Mayor Nagin, your staff have been sincere, and cooperative in working with the Department of Justice for more than 5 years, and I thank you for your commitment to working with us. We appreciate your staff’s time, commitment, and cooperation with us to date. I want to recognize the efforts of those who met with us over the past year, including Colonels Ebbert and Sneed, Robert Williams, Dr. Saussy, and others.

Page McCranie, in particular, has been putting up with the Justice Department folks since our initial PCA agreement with the city in 2002. Page is a tremendous asset to this city and for the disability rights community, and is a terrific ambassador for the city. Thank you, Page, for putting this event together and for facilitating the City’s work with the Department of Justice.

I would also like to thank the mayor’s advisory council for citizen’s with disabilities for working with the Department and for hosting this event, and the advocacy center for their contributions.

I also want to thank my terrific staff, led by John Wodatch, Jeanine Worden and Dov Lutzker. This is a momentous day in the history of the ADA. But in addition to this agreement it is also a momentous day in the lives of Dov and his wife Angela. Today is their 9th wedding anniversary, and they decided to celebrate with us.

I will be signing a similar agreement with Harrison County, Mississippi, one of the other communities on the gulf coast hardest hit by Hurricane Katrina. The Harrison County agreement includes similar provisions to provide an ADA architectural consultant to the county and business community, funded by the Department of Justice. I want to thank the Harrison County attorney, Joe Meadows, and the Harrison County Board of Supervisors for their cooperation and patience in working with the Department. With the two agreements signed today the Department will have reached 155 cooperative agreements to improve access for people with disabilities in communities across the country.

In October 2006, the Attorney General directed the Civil Rights Division to use the knowledge and experience the Division has gained in its work with State and local governments under Project Civic Access to begin a technical assistance project.
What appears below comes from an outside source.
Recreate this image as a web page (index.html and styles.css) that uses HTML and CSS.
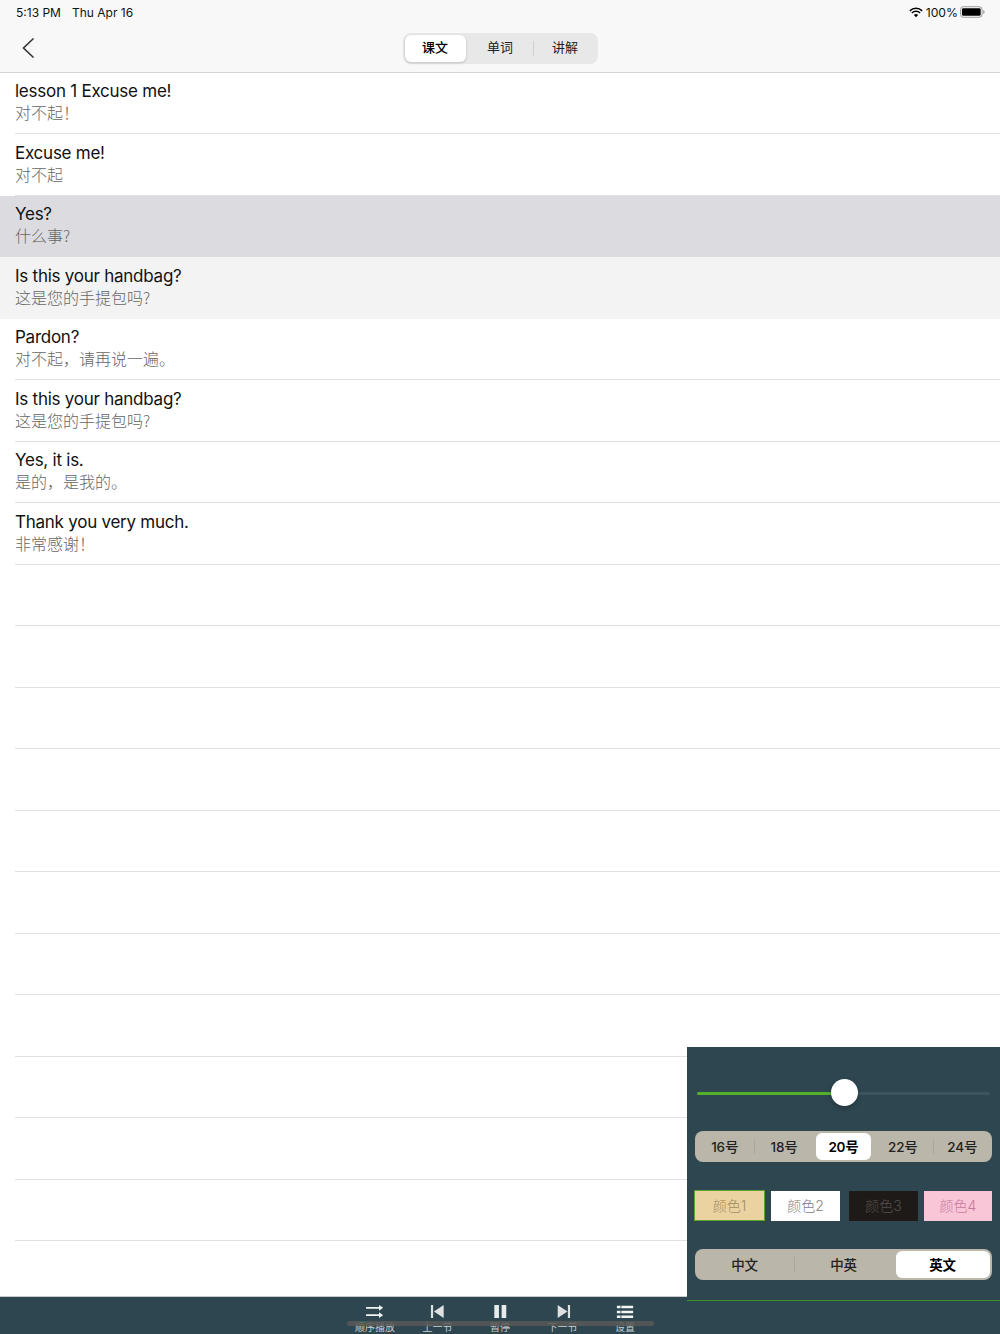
FILE: index.html
```html
<!DOCTYPE html>
<html lang="zh">
<head>
    <meta charset="UTF-8">
    <meta name="viewport" content="width=device-width, initial-scale=1.0">
    <title>lesson 1</title>
    <link rel="stylesheet" href="styles.css">
</head>
<body>
<div class="screen">
    <header class="top">
        <div class="status">
            <span class="time">5:13 PM</span>
            <span class="date">Thu Apr 16</span>
            <span class="status-right">
                <svg class="wifi" viewBox="0 0 16 12" width="14" height="11">
                    <path d="M8 11.5 5.6 8.9a3.4 3.4 0 0 1 4.8 0z" fill="#000"/>
                    <path d="M3.9 7.2a5.8 5.8 0 0 1 8.2 0l1.2-1.3a7.6 7.6 0 0 0-10.6 0z" fill="#000"/>
                    <path d="M1.6 4.8a9 9 0 0 1 12.8 0l1.2-1.3A10.8 10.8 0 0 0 .4 3.5z" fill="#000"/>
                </svg>
                <span class="battery-text">100%</span>
                <svg class="battery" viewBox="0 0 26 12" width="25" height="12">
                    <rect x="0.5" y="0.5" width="22.5" height="11" rx="3" fill="none" stroke="#999"/>
                    <rect x="2" y="2" width="19.5" height="8" rx="1.5" fill="#000"/>
                    <path d="M24.2 4v4c.9-.3 1.4-1.1 1.4-2s-.5-1.7-1.4-2z" fill="#999"/>
                </svg>
            </span>
        </div>
        <nav class="nav">
            <svg class="back" viewBox="0 0 14 22" width="14" height="22">
                <path d="M12.5 1.5 2.5 11l10 9.5" fill="none" stroke="#333" stroke-width="1.6"/>
            </svg>
            <div class="tabs">
                <span class="tab active">课文</span>
                <span class="tab">单词</span>
                <span class="tab tab-split">讲解</span>
            </div>
        </nav>
    </header>

    <main class="list">
        <div class="row"><div class="row-in"><p class="en">lesson 1 Excuse me!</p><p class="cn">对不起！</p></div></div>
        <div class="row"><div class="row-in"><p class="en">Excuse me!</p><p class="cn">对不起</p></div></div>
        <div class="row current"><div class="row-in"><p class="en">Yes?</p><p class="cn">什么事?</p></div></div>
        <div class="row next"><div class="row-in"><p class="en">Is this your handbag?</p><p class="cn">这是您的手提包吗?</p></div></div>
        <div class="row"><div class="row-in"><p class="en">Pardon?</p><p class="cn">对不起，请再说一遍。</p></div></div>
        <div class="row"><div class="row-in"><p class="en">Is this your handbag?</p><p class="cn">这是您的手提包吗?</p></div></div>
        <div class="row"><div class="row-in"><p class="en">Yes, it is.</p><p class="cn">是的，是我的。</p></div></div>
        <div class="row"><div class="row-in"><p class="en">Thank you very much.</p><p class="cn">非常感谢！</p></div></div>
        <div class="row"><div class="row-in"></div></div>
        <div class="row"><div class="row-in"></div></div>
        <div class="row"><div class="row-in"></div></div>
        <div class="row"><div class="row-in"></div></div>
        <div class="row"><div class="row-in"></div></div>
        <div class="row"><div class="row-in"></div></div>
        <div class="row"><div class="row-in"></div></div>
        <div class="row"><div class="row-in"></div></div>
        <div class="row"><div class="row-in"></div></div>
        <div class="row"><div class="row-in"></div></div>
        <div class="row"><div class="row-in"></div></div>
        <div class="row"><div class="row-in"></div></div>
    </main>

    <footer class="player">
        <div class="btn">
            <svg viewBox="0 0 24 16" width="24" height="16">
                <path d="M1 3.5h17M1 12.5h17" stroke="#f2f4f4" stroke-width="2"/>
                <path d="M17 0l5 3.5-5 3.5zM17 9l5 3.5-5 3.5z" fill="#f2f4f4"/>
            </svg>
            <span>顺序播放</span>
        </div>
        <div class="btn">
            <svg viewBox="0 0 24 16" width="24" height="16">
                <path d="M3.3 0H6v16H3.3zM19 0v16L7 8z" fill="#dde1e2"/>
            </svg>
            <span>上一节</span>
        </div>
        <div class="btn">
            <svg viewBox="0 0 24 16" width="24" height="16">
                <path d="M5 0h5.7v16H5zM14 0h5.7v16H14z" fill="#e8ebec"/>
            </svg>
            <span>暂停</span>
        </div>
        <div class="btn">
            <svg viewBox="0 0 24 16" width="24" height="16">
                <path d="M5.5 0v16l12-8zM18 0h2.7v16H18z" fill="#dde1e2"/>
            </svg>
            <span>下一节</span>
        </div>
        <div class="btn">
            <svg viewBox="0 0 24 16" width="24" height="16">
                <path d="M2 1h4.5v3H2zM7.5 1H22v3H7.5zM2 7h4.5v3H2zM7.5 7H22v3H7.5zM2 13h4.5v3H2zM7.5 13H22v3H7.5z" fill="#f2f4f4"/>
            </svg>
            <span>设置</span>
        </div>
        <div class="scroll-bar"></div>
    </footer>

    <aside class="panel">
        <div class="slider">
            <div class="slider-fill"></div>
            <div class="slider-thumb"></div>
        </div>
        <div class="seg seg-size">
            <span class="seg-item">16号</span>
            <span class="seg-item split">18号</span>
            <span class="seg-item on">20号</span>
            <span class="seg-item">22号</span>
            <span class="seg-item split">24号</span>
        </div>
        <div class="swatches">
            <span class="swatch c1">颜色1</span>
            <span class="swatch c2">颜色2</span>
            <span class="swatch c3">颜色3</span>
            <span class="swatch c4">颜色4</span>
        </div>
        <div class="seg seg-lang">
            <span class="seg-item">中文</span>
            <span class="seg-item split">中英</span>
            <span class="seg-item on">英文</span>
        </div>
    </aside>
</div>
</body>
</html>
```

FILE: styles.css
```css
* {
    margin: 0;
    padding: 0;
    box-sizing: border-box;
}

body {
    font-family: Inter, "Noto Sans CJK SC", sans-serif;
    background: #fff;
    color: #111;
}

.screen {
    position: relative;
    width: 1000px;
    height: 1334px;
    overflow: hidden;
    display: flex;
    flex-direction: column;
}

/* top bar */
.top {
    height: 72.5px;
    flex: none;
    background: #f8f8f8;
    border-bottom: 1px solid #d4d4d4;
}

.status {
    height: 24px;
    padding: 0 15px 0 16px;
    display: flex;
    align-items: center;
    font-size: 12px;
    color: #111;
}

.date {
    margin-left: 11px;
}

.status-right {
    margin-left: auto;
    display: flex;
    align-items: center;
    gap: 4px;
}

.wifi {
    margin-right: -1px;
}

.battery-text {
    font-size: 12.2px;
}

.battery {
    margin-left: -2px;
}

.nav {
    height: 48px;
    position: relative;
    display: flex;
    justify-content: center;
    align-items: center;
}

.back {
    position: absolute;
    left: 21px;
    top: 13px;
}

.tabs {
    width: 195px;
    height: 31px;
    padding: 2px 0 2px 2px;
    background: #e8e8e8;
    border-radius: 8px;
    display: flex;
}

.tab {
    flex: none;
    width: 65px;
    padding-bottom: 3px;
    display: flex;
    align-items: center;
    justify-content: center;
    font-size: 13px;
    color: #222;
}

.tab.active {
    width: 61px;
    margin-right: 2px;
    background: #fff;
    border-radius: 6px;
    box-shadow: 0 1px 3px rgba(0, 0, 0, 0.18);
    font-weight: 500;
    color: #000;
}

.tab-split {
    position: relative;
}

.tab-split::before {
    content: "";
    position: absolute;
    left: 0;
    top: 6px;
    bottom: 6px;
    width: 1px;
    background: #cfcfcf;
}

/* lesson rows */
.list {
    flex: 1;
    min-height: 0;
    overflow: hidden;
}

.row {
    height: 61.5px;
    padding-left: 15px;
}

.row-in {
    height: 100%;
    padding-top: 7.5px;
    border-bottom: 1px solid #e0e0e0;
}

.row.current {
    background: #dcdce0;
}

.row.next {
    background: #f3f3f4;
}

.row.current .row-in,
.row.next .row-in {
    border-bottom-color: transparent;
}

.en {
    font-family: Inter, sans-serif;
    font-size: 17px;
    letter-spacing: -0.25px;
    line-height: 22px;
    color: #111;
}

.cn {
    font-family: "Noto Sans CJK SC", sans-serif;
    font-size: 16px;
    font-weight: 300;
    line-height: 21px;
    color: #666;
}

/* bottom player */
.player {
    position: relative;
    height: 38px;
    flex: none;
    background: #2d4650;
    border-top: 1px solid #c8cccd;
    display: flex;
    justify-content: center;
    padding-top: 8px;
}

.btn {
    width: 62.5px;
    display: flex;
    flex-direction: column;
    align-items: center;
    flex: none;
}

.btn span {
    font-family: "Noto Sans CJK SC", sans-serif;
    font-size: 10px;
    line-height: 14px;
    margin-top: 2px;
    white-space: nowrap;
    color: #c8d0d3;
}

.scroll-bar {
    position: absolute;
    left: 347px;
    top: 24px;
    width: 307px;
    height: 5px;
    border-radius: 3px;
    background: rgba(88, 88, 86, 0.85);
}

/* settings panel */
.panel {
    position: absolute;
    right: 0;
    top: 1047px;
    width: 313px;
    height: 254px;
    background: #2d4650;
    border-bottom: 1px solid #3f8f2a;
    padding: 0 8px;
}

.slider {
    position: relative;
    height: 3px;
    margin: 45px 2px 0 2px;
    background: #3c545e;
    border-radius: 2px;
}

.slider-fill {
    width: 50%;
    height: 100%;
    background: #52b02a;
    border-radius: 2px;
}

.slider-thumb {
    position: absolute;
    left: 133.5px;
    top: -13px;
    width: 27px;
    height: 27px;
    border-radius: 50%;
    background: #fff;
    box-shadow: 0 2px 5px rgba(0, 0, 0, 0.25);
}

.seg {
    height: 31px;
    padding: 2px 0;
    background: #bab6aa;
    border-radius: 8px;
    display: grid;
}

.seg-size {
    grid-template-columns: repeat(5, 1fr);
    margin-top: 36px;
}

.seg-lang {
    grid-template-columns: repeat(3, 1fr);
    margin-top: 28px;
}

.seg-item {
    position: relative;
    padding-bottom: 2px;
    display: flex;
    align-items: center;
    justify-content: center;
    font-size: 13.5px;
    letter-spacing: -0.2px;
    font-weight: 500;
    color: #222;
}

.seg-item.on {
    margin: 0 2.5px;
    background: #fff;
    border-radius: 6px;
    color: #000;
    font-weight: 600;
}

.seg-item.split::before {
    content: "";
    position: absolute;
    left: 0;
    top: 6px;
    bottom: 6px;
    width: 1px;
    background: #aaa79b;
}

.swatches {
    display: flex;
    margin-top: 28px;
    height: 31px;
    align-items: flex-end;
}

.swatch {
    width: 69px;
    height: 30px;
    padding-bottom: 2px;
    display: flex;
    align-items: center;
    justify-content: center;
    font-size: 14px;
    font-weight: 300;
}

.c1 {
    width: 71px;
    height: 31px;
    margin-left: -1px;
    background: #ebd3a1;
    border: 1px solid #5aa52f;
    color: #a08e68;
}

.c2 {
    margin-left: 6px;
    background: #fff;
    color: #808080;
}

.c3 {
    margin-left: 9px;
    background: #1e1a18;
    color: #55504c;
}

.c4 {
    width: 68px;
    margin-left: 6px;
    background: #f9c6d8;
    color: #c9789a;
}
```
As a result, the Division is publishing the “ADA Best Practices Tool Kit for State and Local Governments,” a manual to help State and local governments improve their compliance with ADA requirements. This Tool Kit is being released in several installments. In the Tool Kit, the Division is providing commonsense explanations of how the requirements of Title II of the ADA apply to State and local government programs, services, activities, and facilities. We are also providing checklists and survey forms and instructions that state and local government officials can use to evaluate their own ADA compliance.

Emergency management is a critical area where the obligation to provide access for people with disabilities will not be met without specific types of advance planning and preparation. While we will be working with the City of New Orleans, Harrison County, and several other communities across the country on ADA compliance issues in emergency management, we cannot work one-on-one with all communities in this country. For this reason, I am pleased to announce the release of Chapter 7 of the ADA Tool Kit, which provides technical assistance for all state and local government officials on steps they should take to achieve ADA compliance in their emergency management programs. I strongly urge state and local officials – and organizations that work with them on emergency management issues – to use these materials to achieve ADA compliance.

All of the Tool Kit documents I have described and the agreements being signed today are available on the Department of Justice’s ADA Home Page at,.

We look forward to continuing to work with the city of New Orleans, the state of Louisiana, and the other entities involved in making sure that people with disabilities are able to participate in all aspects of civic life in New Orleans, and are included in the emergency preparedness process. Our hope is that by working cooperatively with the city of New Orleans, Harrison County, and other State and local governments, we will come closer to tearing down the barriers that many Americans with disabilities still face today. Thank you very much.